«История о вшествии Наполеона в царствующий град Москву…»
После смерти основателя Преображенского кладбища настоятельские обязанности взял на себя купец Григорий Степанович Гончаров. В роковой для России 1812 г., когда наполеоновская армия вошла в Москву, Григорий Степанович вместе с главным попечителем Ефимом Ивановичем Грачевым на 250 подводах с 250 насельницами Преображенского успели выехать в село Иваново Владимирской губернии, родное село Ефима Ивановича. Удалось вывезти церковные святыни Преображенского (древние иконы и книги), архив и весь наличный капитал. Но разве можно было отдать само здание обители, уже ставшее для многих староверов святыней, в руки французских мародеров? В Москве попечителем богаделенного дома был оставлен Алексей Никифорович (ум. в 1859 г.). С ним остались больные и престарелые, а также несколько певчих и служащих – наиболее самоотверженные и глубоко верующие люди, готовые в случае необходимости пострадать за Христову веру. Перебрались на кладбище и некоторые из прихожан Преображенки, или не успевшие выехать из Москвы, или сознательно пожелавшие остаться для защиты обители.
Поскольку большинство икон было вывезено, все моленные Преображенского были закрыты, а служба совершалась только в одной из больничных палат на мужском дворе. Кроме необходимых хозяйственных работ и непродолжительного отдыха насельники обители проводили все время в молитве. Каждое богослужение нарочно продолжалось очень долго, к обычным службам добавлялись молебны об избавлении от угрожающей опасности.

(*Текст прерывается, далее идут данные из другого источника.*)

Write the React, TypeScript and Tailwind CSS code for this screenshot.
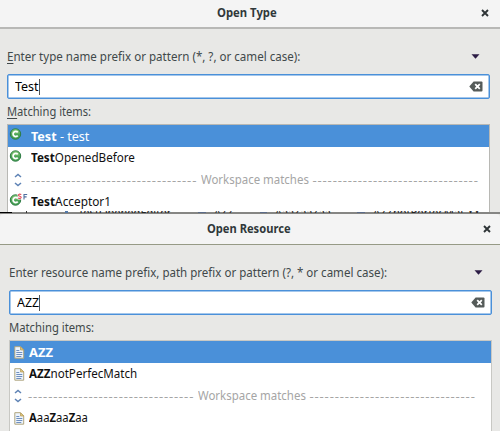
import React from "react";

function Txt({ children, w, className = "" }: { children: React.ReactNode; w: number; className?: string }) {
  const ref = React.useRef<HTMLSpanElement>(null);
  React.useLayoutEffect(() => {
    const el = ref.current;
    if (!el) return;
    const fit = () => {
      el.style.transform = `scaleX(${w / el.offsetWidth})`;
    };
    fit();
    document.fonts.ready.then(fit);
  }, [w]);
  return (
    <span className={"block shrink-0 whitespace-pre " + className} style={{ width: w }}>
      <span ref={ref} className="inline-block origin-left">{children}</span>
    </span>
  );
}

function Close() {
  return (
    <svg width="8" height="8" viewBox="0 0 8 8" className="shrink-0">
      <path d="M1 1L7 7M7 1L1 7" stroke="#2e3436" strokeWidth="1.9" />
    </svg>
  );
}

function Arrow() {
  return (
    <svg width="9" height="5" viewBox="0 0 9 5" className="shrink-0">
      <path d="M0.5 0.3H8.5L4.5 4.8Z" fill="#2c1c45" />
    </svg>
  );
}

function Clear() {
  return (
    <svg width="14" height="11" viewBox="0 0 14 11" className="shrink-0">
      <path d="M4.6 0.5H12.5Q13.5 0.5 13.5 1.5V9.5Q13.5 10.5 12.5 10.5H4.6L0.3 5.5Z" fill="#555b59" />
      <path d="M6.2 3.2L10.8 7.8M10.8 3.2L6.2 7.8" stroke="#fff" strokeWidth="1.8" />
    </svg>
  );
}

function ClassIcon({ modifiers = false }: { modifiers?: boolean }) {
  return (
    <svg width="19" height="14" viewBox="0 0 19 14" className="mb-[4px] shrink-0">
      <circle cx="6.5" cy="7" r="5.2" fill="#4ba457" stroke="#2e7b45" strokeWidth="1" />
      <path d="M2.2 6.5A4.3 4.3 0 0 1 10.8 6.5Z" fill="#76bb6c" />
      <path d="M8.7 5.3A2.6 2.6 0 1 0 8.7 8.7" fill="none" stroke="#fff" strokeWidth="1.8" />
      {modifiers && (
        <>
          <rect x="8.6" y="0" width="5" height="6.5" fill="#fff" />
          <path d="M12.3 1.6Q9.4 0.5 9.5 2.2C9.6 3.5 12.4 3 12.2 4.5Q11.9 5.9 9.2 5.1" fill="none" stroke="#e34b5b" strokeWidth="1.1" />
          <path d="M15 6.5V1.5H18.2M15 3.9H17.6" fill="none" stroke="#506f9f" strokeWidth="1.1" />
        </>
      )}
    </svg>
  );
}

function FileIcon() {
  return (
    <svg width="11" height="13" viewBox="0 0 11 13" className="shrink-0">
      <path d="M.8 .7H6.5L9.7 3.9V12.2H.8Z" fill="#edf4fd" stroke="#b0a67e" strokeWidth="1" />
      <path d="M6.5 .8V4H9.7Z" fill="#e7ca7c" stroke="#b49a55" strokeWidth=".7" />
      <path d="M2.3 4.5H5.3M2.3 6.5H8.3M2.3 8.5H8.3M2.3 10.5H7.3" stroke="#6f90bf" strokeWidth="1" />
    </svg>
  );
}

function Chevrons() {
  return (
    <svg width="8" height="14" viewBox="0 0 8 14" className="shrink-0">
      <path d="M1 4L4 1.4L7 4M1 10L4 12.6L7 10" fill="none" stroke="#5e83b5" strokeWidth="1.5" />
    </svg>
  );
}

function Dashes() {
  return <span className="w-[166px] shrink-0 whitespace-pre tracking-[0.85px]">---------------------------------</span>;
}

function Separator({ offset }: { offset: string }) {
  return (
    <div className="flex h-[22px] items-center text-[#a5a5a5]">
      <div className={"flex shrink-0 " + offset}><Chevrons /></div>
      <Dashes />
      <span className="w-[4px] shrink-0" />
      <Txt w={107.5} className="-mt-[2px]">Workspace matches</Txt>
      <span className="w-[4px] shrink-0" />
      <Dashes />
    </div>
  );
}

function Field({ text, w }: { text: string; w: number }) {
  return (
    <div className="flex h-[25px] items-center rounded-[2px] border border-[#4a90d9] bg-white pr-[6px] pl-[6.5px] text-black shadow-[inset_0_0_0_0.5px_#4a90d9]">
      <Txt w={w} className="-mt-[2px]">{text}</Txt>
      <span className="h-4 w-px bg-[#555]" />
      <span className="flex-1" />
      <Clear />
    </div>
  );
}

// Sliver of the window behind, visible between the two dialogs.
function BackgroundSliver() {
  return (
    <div className="relative h-[2px] bg-[#868684]">
      <div className="absolute -top-px left-0 flex h-[2px] w-[500px] overflow-hidden text-[12px] leading-[14px] text-[#222]">
        <div className="mt-px h-px w-[12px] bg-black" />
        <span className="ml-[14px] w-px bg-[#333]" />
        <span className="ml-[38px] w-[3px] bg-[#5278a8]" />
        <div className="-mt-[5px] ml-[10px] w-[120px]"><Txt w={93}>TestOpenedEditor</Txt></div>
        <span className="mt-px w-[8px] bg-[#5b6b88]" />
        <div className="-mt-[5px] ml-[8px] w-[46px]"><Txt w={19}>AZZ</Txt></div>
        <span className="mt-px w-[7px] bg-[#5b6b88]" />
        <div className="-mt-[5px] ml-[8px] w-[82px]"><Txt w={56}>AaaZaaZaa</Txt></div>
        <span className="mt-px w-[8px] bg-[#5b6b88]" />
        <div className="-mt-[5px] ml-[8px]"><Txt w={107}>AZZnotPerfecMat.XX</Txt></div>
      </div>
    </div>
  );
}

export default function App() {
  return (
    <div className="h-[431px] w-[500px] overflow-hidden bg-[#e8e8e6] font-['Noto_Sans','Open_Sans',sans-serif] text-[13px] leading-[18px] text-[#41484a]">
      <section className="h-[212px] overflow-hidden">
        <header className="grid h-[29px] grid-cols-[1fr_auto_1fr] items-center border-b-2 border-[#b8b8b6] bg-[#f4f4f4] pr-[11px] pb-[2px] pl-[4px] text-[#30383a]">
          <span />
          <Txt w={60} className="-mt-[2px] font-bold">Open Type</Txt>
          <span className="flex justify-end"><Close /></span>
        </header>
        <div className="pr-[10px] pl-[7px] pt-[18px]">
          <div className="flex h-[18px] items-center justify-between pr-[10px]">
            <Txt w={293}><span className="underline underline-offset-2">E</span>nter type name prefix or pattern (*, ?, or camel case):</Txt>
            <Arrow />
          </div>
          <div className="mt-[9px]"><Field text="Test" w={24} /></div>
          <div className="mt-[3px] h-[18px]"><Txt w={84}><span className="underline underline-offset-2">M</span>atching items:</Txt></div>
          <div className="mt-[4px] h-[95px] border border-[#b8b8b4] bg-white text-[#111]">
            <div className="flex h-[22px] items-center bg-[#4a90d9] pl-px text-white">
              <div className="w-[22px]"><ClassIcon /></div>
              <Txt w={58} className="-mt-px"><b>Test</b> - test</Txt>
            </div>
            <div className="flex h-[22px] items-center pl-px">
              <div className="w-[22px]"><ClassIcon /></div>
              <Txt w={104} className="-mt-[2px]"><b>Test</b>OpenedBefore</Txt>
            </div>
            <Separator offset="w-[23px] pl-[6px]" />
            <div className="flex h-[22px] items-center pl-px">
              <div className="w-[22px]"><ClassIcon modifiers /></div>
              <Txt w={80} className="-mt-[2px]"><b>Test</b>Acceptor1</Txt>
            </div>
          </div>
        </div>
      </section>
      <BackgroundSliver />
      <section className="h-[217px] overflow-hidden">
        <header className="grid h-[31px] grid-cols-[1fr_auto_1fr] items-center rounded-t-[4px] border-b border-[#969a86] bg-[#f4f4f4] pr-[9px] pb-px pl-[7px] text-[#30383a]">
          <span />
          <Txt w={84} className="-mt-px font-bold">Open Resource</Txt>
          <span className="flex justify-end"><Close /></span>
        </header>
        <div className="pr-[8px] pl-[9px] pt-[18px]">
          <div className="flex h-[18px] items-center justify-between pr-[9px]">
            <Txt w={378}>Enter resource name prefix, path prefix or pattern (?, * or camel case):</Txt>
            <Arrow />
          </div>
          <div className="mt-[9px]"><Field text="AZZ" w={22} /></div>
          <div className="mt-[3px] h-[18px]"><Txt w={85}>Matching items:</Txt></div>
          <div className="mt-[4px] h-[100px] border border-[#c8c8c4] bg-white text-[#111]">
            <div className="flex h-[22px] items-center bg-[#4a90d9] pl-[4px] text-white">
              <div className="w-[15px]"><FileIcon /></div>
              <Txt w={24} className="-mt-px font-bold">AZZ</Txt>
            </div>
            <div className="flex h-[22px] items-center pl-[4px]">
              <div className="w-[15px]"><FileIcon /></div>
              <Txt w={108} className="-mt-[2px]"><b>AZZ</b>notPerfecMatch</Txt>
            </div>
            <Separator offset="w-[18px] pl-[4px]" />
            <div className="flex h-[22px] items-center pl-[4px]">
              <div className="w-[15px]"><FileIcon /></div>
              <Txt w={59} className="-mt-[2px]"><b>A</b>aa<b>Z</b>aa<b>Z</b>aa</Txt>
            </div>
          </div>
        </div>
      </section>
    </div>
  );
}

Когда французы явились в Преображенский богадельный дом, они встретили здесь невозмутимое спокойствие и величавое молитвенное настроение, резко контрастировавшее с той паникой и беспорядками, которые царили в то время на улицах Москвы. В больничной моленной шло вечернее богослужение. Французы беспрепятственно прошли в моленную и, войдя вовнутрь, были весьма изумлены. Молящиеся спокойно и тихо стояли на своих местах, пение и чтение не прерывалось. Начальник отряда не решился прервать богослужение и, тихо подозвав Алексея Никифоровича, при помощи переводчика объяснился с ним. Для избежания беспорядков и защиты обители от разграбления французами был оставлен вооруженный отряд, который находился здесь до бегства Наполеона из Москвы.

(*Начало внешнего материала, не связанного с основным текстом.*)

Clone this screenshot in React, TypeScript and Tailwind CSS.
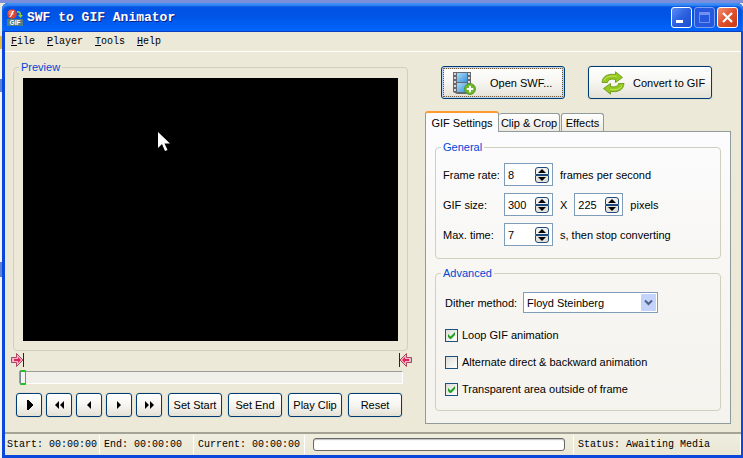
import React, { useId, useState } from "react";

const groupClass = "rounded border border-[#d0d0bf]";
const legendClass = "px-0.5 leading-4 text-[#0046d5]";
const buttonClass =
  "flex items-center rounded-[3px] border border-[#003c74] bg-linear-to-b from-white via-[#f6f5f1] to-[#e4e1d6] shadow-[0_0_0_1px_#e3e0d1]";

const menuItems = ["File", "Player", "Tools", "Help"];

const playerButtons = [
  { label: "Play", path: "M10 7h2v1h1v1h1v1h1v1h1v2h-1v1h-1v1h-1v1h-1v1h-2z" },
  { label: "Fast backward", path: "M12 8v8l-4-4zM17 8v8l-4-4z" },
  { label: "Step backward", path: "M14 8v8l-4-4z" },
  { label: "Step forward", path: "M10 8v8l4-4z" },
  { label: "Fast forward", path: "M8 8v8l4-4zM13 8v8l4-4z" },
];

const clipButtons = ["Set Start", "Set End", "Play Clip", "Reset"];

const options = [
  { label: "Loop GIF animation", checked: true },
  { label: "Alternate direct & backward animation", checked: false },
  { label: "Transparent area outside of frame", checked: true },
];

function AppIcon() {
  return (
    <svg width="16" height="17" viewBox="0 0 16 17" aria-hidden="true">
      <circle cx="5" cy="5" r="4.8" fill="#d9432f" />
      <circle cx="4" cy="3.6" r="2.6" fill="#f08a70" opacity=".7" />
      <path d="M7 2.2C4.800 2.300 5 5 4.200 6.500 3.900 7.300 3.300 7.600 2.700 7.600M4.500 5h2" fill="none" stroke="#fff" strokeWidth="1.2" />
      <path d="M10 3c2-.5 3.500.5 3.500 3" fill="none" stroke="#8fd13a" strokeWidth="1.5" />
      <path d="M11 6h5l-2.500 3z" fill="#8fd13a" />
      <rect y="10" width="16" height="7" fill="#4f7f84" />
      <text x="8" y="16" textAnchor="middle" fontSize="6.500" fontWeight="bold" fill="#fff" fontFamily="Liberation Sans, sans-serif">
        GIF
      </text>
    </svg>
  );
}

function FilmIcon() {
  return (
    <svg width="24" height="24" viewBox="0 0 24 24" aria-hidden="true">
      <defs>
        <linearGradient id="film" x1="0" y1="0" x2="1" y2="1">
          <stop offset="0" stopColor="#a9dcfa" />
          <stop offset="1" stopColor="#3c93dc" />
        </linearGradient>
      </defs>
      <path d="M1 1h18v22H5l-4-2z" fill="#66696d" />
      <rect x="5" y="2" width="10" height="9" fill="url(#film)" />
      <rect x="5" y="12" width="10" height="9" fill="url(#film)" />
      <path d="M3 2v20M17 2v20" stroke="#d5d8dc" strokeWidth="2" strokeDasharray="2 2" />
      <circle cx="18" cy="18" r="5.500" fill="#6db82a" stroke="#4d9415" strokeWidth=".8" />
      <path d="M18 14.800v6.400M14.800 18h6.400" stroke="#fff" strokeWidth="2" />
    </svg>
  );
}

function ConvertIcon() {
  return (
    <svg width="24" height="24" viewBox="0 0 24 24" fill="#96c81e" stroke="#5e9412" strokeWidth=".8" strokeLinejoin="round" aria-hidden="true">
      <path d="M1 11.500C1.500 5 7 2.500 14.500 3.500V.8L21.500 6.500l-7 5V8.500C10 7.500 7 8.500 6.500 11.500z" />
      <path d="M23 12.500C22.500 19 17 21.500 9.500 20.500v2.700L2.500 17.500l7-5v3c4.500 1 7.500 0 8-3z" />
      <path d="M2.800 9.500C5 5.500 9 4.500 15.500 5.200" fill="none" stroke="#cdec70" />
      <path d="M21 14.500C19 18.500 15 19 9.500 18.500" fill="none" stroke="#cdec70" />
    </svg>
  );
}

function MarkerIcon({ flip = false }: { flip?: boolean }) {
  return (
    <svg width="13" height="14" viewBox="0 0 13 14" className={flip ? "-scale-x-100" : ""} aria-hidden="true">
      <path d="M.5 4.500h5v-4L12 7l-6.500 6.500v-4h-5z" fill="#f0b8c8" stroke="#a8485c" />
      <path d="M3 6h4V4l3 3-3 3V8H3z" fill="#e0245c" />
      <path d="M12 0h1v14h-1z" fill="#1010c8" />
    </svg>
  );
}

function Spinner({ label, initial }: { label: string; initial: number }) {
  const [value, setValue] = useState(initial);
  return (
    <div className="flex h-[23px] w-[49px] shrink-0 border border-[#7f9db9] bg-white">
      <input
        aria-label={label}
        value={value}
        onChange={(e) => setValue(Number(e.target.value) || 0)}
        className="w-0 min-w-0 flex-1 pl-[3px] outline-none"
      />
      <div className="mr-[3px] flex flex-col justify-center">
        <button
          aria-label={`Increase ${label}`}
          onClick={() => setValue(value + 1)}
          className="flex h-2 w-3.5 items-center justify-center rounded-t-[3px] border border-[#1c4a80] bg-[#f1f0ea]"
        >
          <svg width="8" height="4" viewBox="0 0 8 4">
            <path d="M4 0l4 4H0z" />
          </svg>
        </button>
        <button
          aria-label={`Decrease ${label}`}
          onClick={() => setValue(Math.max(0, value - 1))}
          className="flex h-2 w-3.5 items-center justify-center rounded-b-[3px] border border-[#1c4a80] bg-[#e6e3d9]"
        >
          <svg width="8" height="4" viewBox="0 0 8 4">
            <path d="M0 0h8L4 4z" />
          </svg>
        </button>
      </div>
    </div>
  );
}

function CheckOption({ label, checked }: { label: string; checked: boolean }) {
  const id = useId();
  return (
    <div className="flex h-5 items-center gap-1">
      <span className="relative flex">
        <input
          id={id}
          type="checkbox"
          defaultChecked={checked}
          className="peer h-[13px] w-[13px] appearance-none border border-[#1c5180] bg-linear-to-br from-[#dcdcd7] to-white"
        />
        <svg
          viewBox="0 0 13 13"
          className="pointer-events-none absolute inset-0 hidden h-[13px] w-[13px] peer-checked:block"
        >
          <path d="M3 5v3l2 2h1l4-4V3L5.500 7.500z" fill="#21a121" />
        </svg>
      </span>
      <label htmlFor={id}>{label}</label>
    </div>
  );
}

function TitleBar() {
  return (
    <header className="flex h-[29px] items-center rounded-t-md bg-linear-to-b from-[#0050e0] via-[#0056e8] to-[#0066ff] pr-[5px] pl-[5px] shadow-[inset_0_3px_2px_#3d8ff5,inset_0_-1px_0_#0840c0]">
      <AppIcon />
      <h1 className="ml-1 flex-1 font-['Liberation_Mono',monospace] text-[13px] font-bold text-white [text-shadow:1px_1px_#0a1f80]">
        SWF to GIF Animator
      </h1>
      <div className="flex gap-0.5">
        <button aria-label="Minimize" className="h-[21px] w-[21px] rounded-[3px] border border-white bg-linear-to-br from-[#5a8cf5] via-[#2a5fe0] to-[#1c4fd0]">
          <svg width="19" height="19" viewBox="0 0 19 19">
            <path d="M4 12h7v3H4z" fill="#fff" />
          </svg>
        </button>
        <button aria-label="Maximize" disabled className="h-[21px] w-[21px] rounded-[3px] border border-[#7d9ff0] bg-[#2558de]">
          <svg width="19" height="19" viewBox="0 0 19 19">
            <path d="M4.500 4.500h10v10h-10z" fill="none" stroke="#7191ec" />
            <path d="M4 4h11v3H4z" fill="#7191ec" />
          </svg>
        </button>
        <button aria-label="Close" className="h-[21px] w-[21px] rounded-[3px] border border-white bg-linear-to-br from-[#f09070] via-[#e0502c] to-[#c83c14]">
          <svg width="19" height="19" viewBox="0 0 19 19">
            <path d="M5 5l9 9M14 5l-9 9" stroke="#fff" strokeWidth="2.200" />
          </svg>
        </button>
      </div>
    </header>
  );
}

function PreviewPane() {
  return (
    <section className="min-w-0 flex-1 pt-[7px] pr-[13px] pl-1.5">
      <fieldset className={`${groupClass} mr-1 ml-0.5 px-[9px] pt-[3px] pb-[9px]`}>
        <legend className={`${legendClass} -ml-1`}>Preview</legend>
        <div className="relative aspect-[375/263] w-full bg-black">
          <svg width="12" height="21" viewBox="0 0 12 21" className="absolute top-[20%] left-[36%]" aria-hidden="true">
            <path d="M0 1v16l4-4 3 7 2.500-1-3-6.500H12z" fill="#fff" />
          </svg>
        </div>
      </fieldset>

      <div className="mt-0.5 flex justify-between">
        <MarkerIcon />
        <MarkerIcon flip />
      </div>
      <input
        type="range"
        aria-label="Position"
        defaultValue={0}
        className="mt-[3px] mr-2.5 ml-2 block h-[15px] w-[calc(100%-17px)] appearance-none bg-transparent [&::-webkit-slider-runnable-track]:h-[13px] [&::-webkit-slider-runnable-track]:border [&::-webkit-slider-runnable-track]:border-t-[#9d9c99] [&::-webkit-slider-runnable-track]:border-r-white [&::-webkit-slider-runnable-track]:border-b-white [&::-webkit-slider-runnable-track]:border-l-[#9d9c99] [&::-webkit-slider-runnable-track]:bg-[#f0efe9] [&::-webkit-slider-thumb]:-mt-0.5 [&::-webkit-slider-thumb]:h-[15px] [&::-webkit-slider-thumb]:w-1.5 [&::-webkit-slider-thumb]:appearance-none [&::-webkit-slider-thumb]:rounded-[1px] [&::-webkit-slider-thumb]:border [&::-webkit-slider-thumb]:border-x-[#778892] [&::-webkit-slider-thumb]:border-y-2 [&::-webkit-slider-thumb]:border-y-[#21c121] [&::-webkit-slider-thumb]:bg-[#f3f3ef]"
      />

      <div className="mt-2 ml-[5px] flex gap-1.5">
        <div className="flex gap-1">
          {playerButtons.map((button) => (
            <button key={button.label} aria-label={button.label} className={`${buttonClass} h-6 w-[26px] justify-center`}>
              <svg width="24" height="24" viewBox="0 0 24 24" className="shrink-0">
                <path d={button.path} />
              </svg>
            </button>
          ))}
        </div>
        {clipButtons.map((label) => (
          <button key={label} className={`${buttonClass} h-6 w-[54px] justify-center whitespace-nowrap`}>
            {label}
          </button>
        ))}
      </div>
    </section>
  );
}

function SettingsPane() {
  return (
    <section className="w-[306px] shrink-0 pt-3.5 pb-2">
      <div className="ml-4 flex gap-[23px]">
        <button className={`${buttonClass} h-[33px] w-[124px] p-px shadow-[inset_0_0_0_2px_#bcd4f6]`}>
          <span className="flex h-full w-full items-center gap-3.5 border border-dotted border-[#7a5a30] pl-2">
            <FilmIcon />
            Open SWF...
          </span>
        </button>
        <button className={`${buttonClass} h-[33px] w-[124px] gap-2 pl-3 whitespace-nowrap`}>
          <ConvertIcon />
          Convert to GIF
        </button>
      </div>

      <div role="tablist" className="mt-3 flex items-end">
        <button role="tab" aria-selected="true" className="relative -mb-px h-[21px] w-[74px] rounded-t-[3px] border border-t-2 border-b-0 border-[#919b9c] border-t-[#ff9a2e] bg-[#fcfcfe]">
          GIF Settings
        </button>
        <button role="tab" aria-selected="false" className="h-[18px] w-[61px] rounded-t-[3px] border border-b-0 border-l-0 border-[#919b9c] bg-linear-to-b from-white to-[#eceadf]">
          Clip &amp; Crop
        </button>
        <button role="tab" aria-selected="false" className="ml-px h-[18px] w-[43px] rounded-t-[3px] border border-b-0 border-[#919b9c] bg-linear-to-b from-white to-[#eceadf]">
          Effects
        </button>
      </div>

      <div className="flex flex-col gap-1.5 border border-[#919b9c] bg-linear-to-b from-[#fcfcfe] via-[#f7f6f2] to-[#f4f3ee] px-[9px] pt-[7px] pb-3">
        <fieldset className={`${groupClass} flex flex-col gap-[7px] px-[7px] pt-2 pb-3`}>
          <legend className={`${legendClass} -ml-0.5`}>General</legend>
          <div className="flex items-center gap-[7px]">
            <div className="flex items-center">
              <span className="w-[61px]">Frame rate:</span>
              <Spinner label="Frame rate" initial={8} />
            </div>
            frames per second
          </div>
          <div className="flex items-center gap-[7px]">
            <div className="flex items-center">
              <span className="w-[61px]">GIF size:</span>
              <Spinner label="GIF width" initial={300} />
            </div>
            <span>X</span>
            <Spinner label="GIF height" initial={225} />
            pixels
          </div>
          <div className="flex items-center gap-[7px]">
            <div className="flex items-center">
              <span className="w-[61px]">Max. time:</span>
              <Spinner label="Max. time" initial={7} />
            </div>
            s, then stop converting
          </div>
        </fieldset>

        <fieldset className={`${groupClass} px-[9px] pt-[11px] pb-[11px]`}>
          <legend className={`${legendClass} -ml-1`}>Advanced</legend>
          <div className="flex items-center">
            <label htmlFor="dither" className="w-[78px]">
              Dither method:
            </label>
            <div className="relative w-[135px]">
              <select id="dither" className="block h-[21px] w-full appearance-none border border-[#7f9db9] bg-white pl-[3px] outline-none">
                <option>Floyd Steinberg</option>
                <option>None</option>
              </select>
              <svg width="15" height="17" viewBox="0 0 15 17" className="pointer-events-none absolute top-0.5 right-0.5" aria-hidden="true">
                <rect width="15" height="17" rx="1" fill="#c3d3fc" />
                <path d="M4 6.500l3.500 3.500L11 6.500" fill="none" stroke="#4d6185" strokeWidth="2" />
              </svg>
            </div>
          </div>
          <div className="mt-3 flex flex-col gap-[7px]">
            {options.map((option) => (
              <CheckOption key={option.label} {...option} />
            ))}
          </div>
        </fieldset>
      </div>
    </section>
  );
}

function StatusBar() {
  const cell = "flex items-center border-r border-r-white whitespace-pre";
  return (
    <footer className="flex h-[23px] items-stretch border-t-2 border-[#a5a396] bg-linear-to-b from-[#f0eee0] to-[#e9e6d4] py-px font-['Liberation_Mono',monospace] text-[10px]">
      <div className={`${cell} w-[95px] pl-0.5`}>Start: 00:00:00</div>
      <div className={`${cell} w-[94px] pl-1`}>End: 00:00:00</div>
      <div className={`${cell} w-[111px] pl-1`}>Current: 00:00:00</div>
      <div className={`${cell} min-w-0 flex-1 px-2`}>
        <div role="progressbar" aria-label="Conversion" className="h-[13px] w-full rounded-[3px] border border-[#686868] bg-white shadow-[inset_0_1px_1px_#bebebe]" />
      </div>
      <div className={`${cell} w-[167px] pl-1`}>Status: Awaiting Media</div>
    </footer>
  );
}

export default function App() {
  return (
    <div className="flex min-h-screen bg-[linear-gradient(#7b8fdc_0_3px,#eceadd_3px_36px,#e8b93c_36px_49px,#f4f4f0_49px_79px,#5c83d8_79px_92px,#f4f4f8_92px_262px,#5c83d8_262px_277px,#f4f4f8_277px)] pt-[3px] pl-0.5 font-['Liberation_Sans',Arial,sans-serif] text-[11px] leading-4 text-black">
      <div className="flex flex-1 flex-col rounded-t-md bg-[#0a48dc]">
        <TitleBar />
        <div className="mr-0.5 mb-[3px] ml-[3px] flex flex-1 flex-col bg-[#ece9d8]">
          <nav className="flex h-5 items-center gap-3 border-b border-white pt-px pl-1.5 font-['Liberation_Mono',monospace] text-[10px]">
            {menuItems.map((item) => (
              <button key={item}>
                <span className="underline">{item[0]}</span>
                {item.slice(1)}
              </button>
            ))}
          </nav>
          <main className="flex flex-1 pr-2.5">
            <PreviewPane />
            <SettingsPane />
          </main>
          <StatusBar />
        </div>
      </div>
    </div>
  );
}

В первой половине XIX столетия факт пребывания французов на Преображенском кладбище оставался простым фактом, однако в дальнейшем появилась легенда об измене федосеевцев во время пребывания Наполеона в Москве. Впервые эта легенда стала извествна в конце 1850-х гг., а в начале 1860-х гг. фальшивка была напечатана в «Сборнике правительственных сведений о раскольниках» В. Н. Кельсиева. Впоследствии в произведениях ярых ненавистников старообрядчества «черная легенда» стала обрастать с каждым разом новыми и все более фантастическими подробностями. Так, если в сборнике Кельсиева утверждалось, что наставники Семен Кузмин и Пафнутий Леонтьев нашли переводчика среди воспитанников Матросской богадельни и послали его в Кремль к Наполеону для изъявления своей покорности и с просьбой о защите обители, то через два года в статье Н. И. Субботина уже в красках повествовалось о том, как Алексей Никифорович с преображенскими старейшинами изменили России. Они якобы явились в Кремль к Наполеону, признали его своим государем, поднесли ему глубокую тарелку с золотыми червонцами и вдобавок подвели огромного быка с раззолоченными рогами (!). Наполеон якобы благосклонно приняв эти дары, приказав охранять кладбище караулом. В результате, 2 сентября для охраны монастыря и его окрестностей прибыли жандармы, содержание которых обеспечивала община. Другой вариант: депутация преображенцев явилась к Наполеону еще на Поклонной горе (до взятия Москвы, когда он напрасно там ожидал ключи от города). Еще один вариант: во время проезда Наполеона около Охотного ряда, мимо бывшего дома Ковылина, преображенцы становятся перед ним на колени в грязи. Приводится текст верноподданнического обращения к Наполеону; по поводу его вступления в Москву совершаются торжественные молебны; его имя постоянно поминается за всеми богослужениями…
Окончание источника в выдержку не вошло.